- **What is needed**: Restate the records that follow word for word; no pictures should appear.

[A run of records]
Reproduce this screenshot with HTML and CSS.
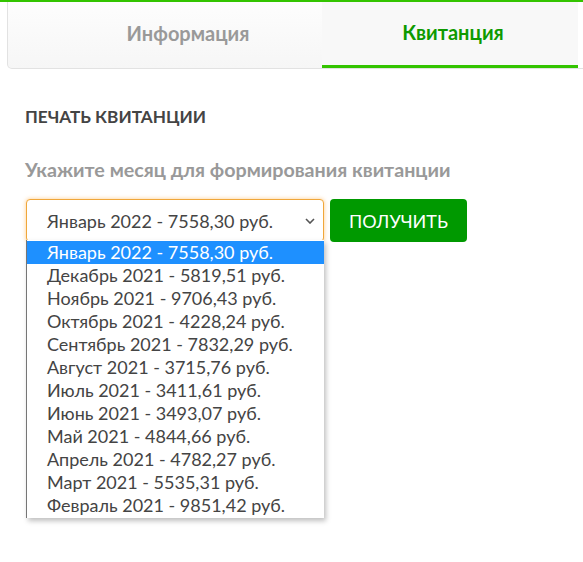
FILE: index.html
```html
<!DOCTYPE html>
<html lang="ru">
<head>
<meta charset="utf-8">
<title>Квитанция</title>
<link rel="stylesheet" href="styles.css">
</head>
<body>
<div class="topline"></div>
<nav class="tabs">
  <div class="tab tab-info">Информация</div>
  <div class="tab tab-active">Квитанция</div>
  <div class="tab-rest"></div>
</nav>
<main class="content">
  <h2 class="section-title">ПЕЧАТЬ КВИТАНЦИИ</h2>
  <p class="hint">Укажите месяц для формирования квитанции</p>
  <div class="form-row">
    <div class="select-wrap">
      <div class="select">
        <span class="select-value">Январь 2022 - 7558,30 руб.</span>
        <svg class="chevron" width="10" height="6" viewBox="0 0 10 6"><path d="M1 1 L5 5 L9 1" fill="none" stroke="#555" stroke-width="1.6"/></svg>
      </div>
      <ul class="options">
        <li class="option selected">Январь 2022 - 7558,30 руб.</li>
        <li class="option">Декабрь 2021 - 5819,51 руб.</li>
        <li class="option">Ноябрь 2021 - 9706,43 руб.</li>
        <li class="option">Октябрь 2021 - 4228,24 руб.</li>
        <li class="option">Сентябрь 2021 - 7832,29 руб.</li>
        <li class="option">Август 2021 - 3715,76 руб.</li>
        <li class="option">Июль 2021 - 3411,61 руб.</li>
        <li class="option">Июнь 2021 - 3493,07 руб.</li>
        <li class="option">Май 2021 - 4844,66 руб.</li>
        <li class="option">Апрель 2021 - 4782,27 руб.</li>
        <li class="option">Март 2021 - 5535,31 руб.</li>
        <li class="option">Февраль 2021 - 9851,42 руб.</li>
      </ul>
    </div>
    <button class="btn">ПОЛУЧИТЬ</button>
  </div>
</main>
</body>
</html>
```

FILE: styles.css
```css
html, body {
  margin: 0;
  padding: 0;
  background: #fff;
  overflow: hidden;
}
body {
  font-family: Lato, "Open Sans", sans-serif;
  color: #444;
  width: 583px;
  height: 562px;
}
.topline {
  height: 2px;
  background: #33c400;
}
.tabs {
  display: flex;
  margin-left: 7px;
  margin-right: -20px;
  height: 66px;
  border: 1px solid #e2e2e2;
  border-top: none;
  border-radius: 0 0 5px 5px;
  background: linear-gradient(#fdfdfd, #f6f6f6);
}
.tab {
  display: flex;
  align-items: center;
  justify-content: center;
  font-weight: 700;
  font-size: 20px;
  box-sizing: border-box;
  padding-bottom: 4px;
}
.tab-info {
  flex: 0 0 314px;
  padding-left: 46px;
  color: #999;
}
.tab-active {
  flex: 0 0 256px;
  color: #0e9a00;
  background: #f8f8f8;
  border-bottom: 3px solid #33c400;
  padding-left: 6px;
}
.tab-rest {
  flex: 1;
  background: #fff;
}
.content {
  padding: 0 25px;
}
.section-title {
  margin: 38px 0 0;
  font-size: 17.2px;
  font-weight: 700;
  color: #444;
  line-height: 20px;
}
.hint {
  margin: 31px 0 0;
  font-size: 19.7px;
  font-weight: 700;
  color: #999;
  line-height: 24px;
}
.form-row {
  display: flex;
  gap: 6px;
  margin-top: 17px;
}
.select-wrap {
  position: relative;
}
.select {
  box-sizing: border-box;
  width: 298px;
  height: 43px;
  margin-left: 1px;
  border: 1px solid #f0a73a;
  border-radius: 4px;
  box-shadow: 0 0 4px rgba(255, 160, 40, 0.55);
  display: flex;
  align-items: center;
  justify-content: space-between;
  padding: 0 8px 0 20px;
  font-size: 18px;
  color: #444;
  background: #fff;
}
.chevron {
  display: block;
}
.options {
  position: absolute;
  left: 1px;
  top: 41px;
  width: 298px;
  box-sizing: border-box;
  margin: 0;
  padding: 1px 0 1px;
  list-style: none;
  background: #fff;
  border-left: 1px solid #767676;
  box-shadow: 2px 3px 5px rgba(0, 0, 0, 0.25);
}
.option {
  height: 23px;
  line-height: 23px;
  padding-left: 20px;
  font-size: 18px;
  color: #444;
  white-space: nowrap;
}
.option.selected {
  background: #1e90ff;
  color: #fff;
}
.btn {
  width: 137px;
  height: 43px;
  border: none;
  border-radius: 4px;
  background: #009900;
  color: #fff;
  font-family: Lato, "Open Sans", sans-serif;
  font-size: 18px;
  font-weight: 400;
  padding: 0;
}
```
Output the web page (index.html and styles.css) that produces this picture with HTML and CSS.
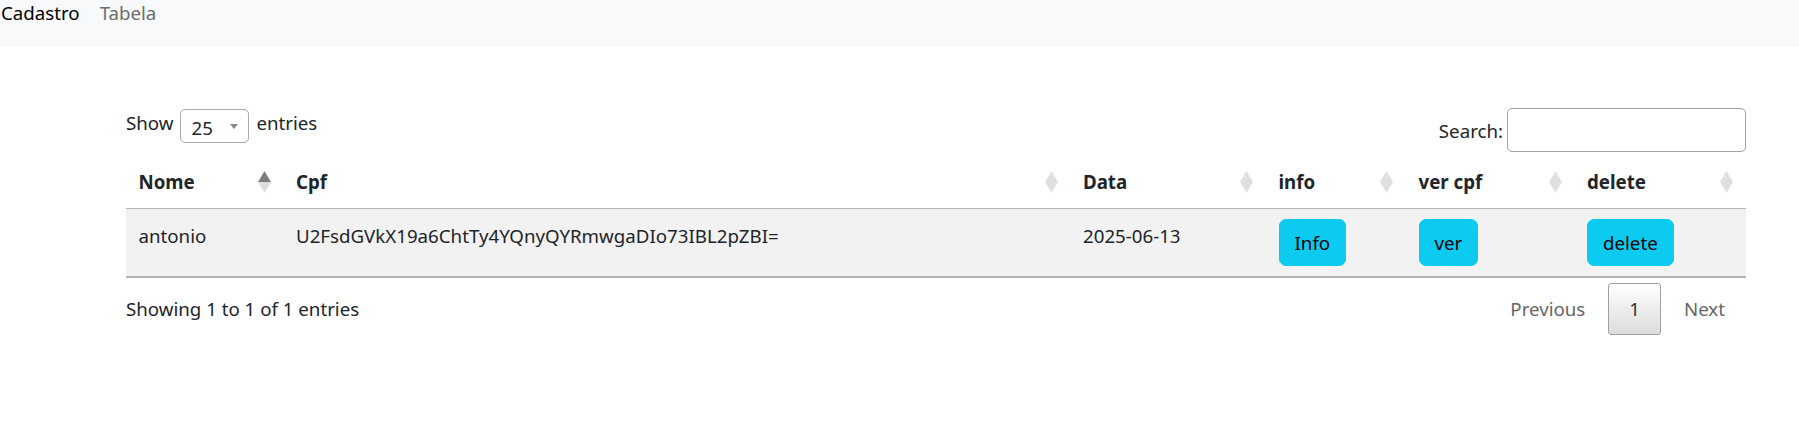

- **Answer to this exercise**:
Reproduce this screenshot with HTML and CSS.
FILE: index.html
```html
<!DOCTYPE html>
<html lang="ru">
<head>
<meta charset="utf-8">
<title>Квитанция</title>
<link rel="stylesheet" href="styles.css">
</head>
<body>
<div class="topline"></div>
<nav class="tabs">
  <div class="tab tab-info">Информация</div>
  <div class="tab tab-active">Квитанция</div>
  <div class="tab-rest"></div>
</nav>
<main class="content">
  <h2 class="section-title">ПЕЧАТЬ КВИТАНЦИИ</h2>
  <p class="hint">Укажите месяц для формирования квитанции</p>
  <div class="form-row">
    <div class="select-wrap">
      <div class="select">
        <span class="select-value">Январь 2022 - 7558,30 руб.</span>
        <svg class="chevron" width="10" height="6" viewBox="0 0 10 6"><path d="M1 1 L5 5 L9 1" fill="none" stroke="#555" stroke-width="1.6"/></svg>
      </div>
      <ul class="options">
        <li class="option selected">Январь 2022 - 7558,30 руб.</li>
        <li class="option">Декабрь 2021 - 5819,51 руб.</li>
        <li class="option">Ноябрь 2021 - 9706,43 руб.</li>
        <li class="option">Октябрь 2021 - 4228,24 руб.</li>
        <li class="option">Сентябрь 2021 - 7832,29 руб.</li>
        <li class="option">Август 2021 - 3715,76 руб.</li>
        <li class="option">Июль 2021 - 3411,61 руб.</li>
        <li class="option">Июнь 2021 - 3493,07 руб.</li>
        <li class="option">Май 2021 - 4844,66 руб.</li>
        <li class="option">Апрель 2021 - 4782,27 руб.</li>
        <li class="option">Март 2021 - 5535,31 руб.</li>
        <li class="option">Февраль 2021 - 9851,42 руб.</li>
      </ul>
    </div>
    <button class="btn">ПОЛУЧИТЬ</button>
  </div>
</main>
</body>
</html>
```

FILE: styles.css
```css
html, body {
  margin: 0;
  padding: 0;
  background: #fff;
  overflow: hidden;
}
body {
  font-family: Lato, "Open Sans", sans-serif;
  color: #444;
  width: 583px;
  height: 562px;
}
.topline {
  height: 2px;
  background: #33c400;
}
.tabs {
  display: flex;
  margin-left: 7px;
  margin-right: -20px;
  height: 66px;
  border: 1px solid #e2e2e2;
  border-top: none;
  border-radius: 0 0 5px 5px;
  background: linear-gradient(#fdfdfd, #f6f6f6);
}
.tab {
  display: flex;
  align-items: center;
  justify-content: center;
  font-weight: 700;
  font-size: 20px;
  box-sizing: border-box;
  padding-bottom: 4px;
}
.tab-info {
  flex: 0 0 314px;
  padding-left: 46px;
  color: #999;
}
.tab-active {
  flex: 0 0 256px;
  color: #0e9a00;
  background: #f8f8f8;
  border-bottom: 3px solid #33c400;
  padding-left: 6px;
}
.tab-rest {
  flex: 1;
  background: #fff;
}
.content {
  padding: 0 25px;
}
.section-title {
  margin: 38px 0 0;
  font-size: 17.2px;
  font-weight: 700;
  color: #444;
  line-height: 20px;
}
.hint {
  margin: 31px 0 0;
  font-size: 19.7px;
  font-weight: 700;
  color: #999;
  line-height: 24px;
}
.form-row {
  display: flex;
  gap: 6px;
  margin-top: 17px;
}
.select-wrap {
  position: relative;
}
.select {
  box-sizing: border-box;
  width: 298px;
  height: 43px;
  margin-left: 1px;
  border: 1px solid #f0a73a;
  border-radius: 4px;
  box-shadow: 0 0 4px rgba(255, 160, 40, 0.55);
  display: flex;
  align-items: center;
  justify-content: space-between;
  padding: 0 8px 0 20px;
  font-size: 18px;
  color: #444;
  background: #fff;
}
.chevron {
  display: block;
}
.options {
  position: absolute;
  left: 1px;
  top: 41px;
  width: 298px;
  box-sizing: border-box;
  margin: 0;
  padding: 1px 0 1px;
  list-style: none;
  background: #fff;
  border-left: 1px solid #767676;
  box-shadow: 2px 3px 5px rgba(0, 0, 0, 0.25);
}
.option {
  height: 23px;
  line-height: 23px;
  padding-left: 20px;
  font-size: 18px;
  color: #444;
  white-space: nowrap;
}
.option.selected {
  background: #1e90ff;
  color: #fff;
}
.btn {
  width: 137px;
  height: 43px;
  border: none;
  border-radius: 4px;
  background: #009900;
  color: #fff;
  font-family: Lato, "Open Sans", sans-serif;
  font-size: 18px;
  font-weight: 400;
  padding: 0;
}
```
Output the web page (index.html and styles.css) that produces this picture with HTML and CSS.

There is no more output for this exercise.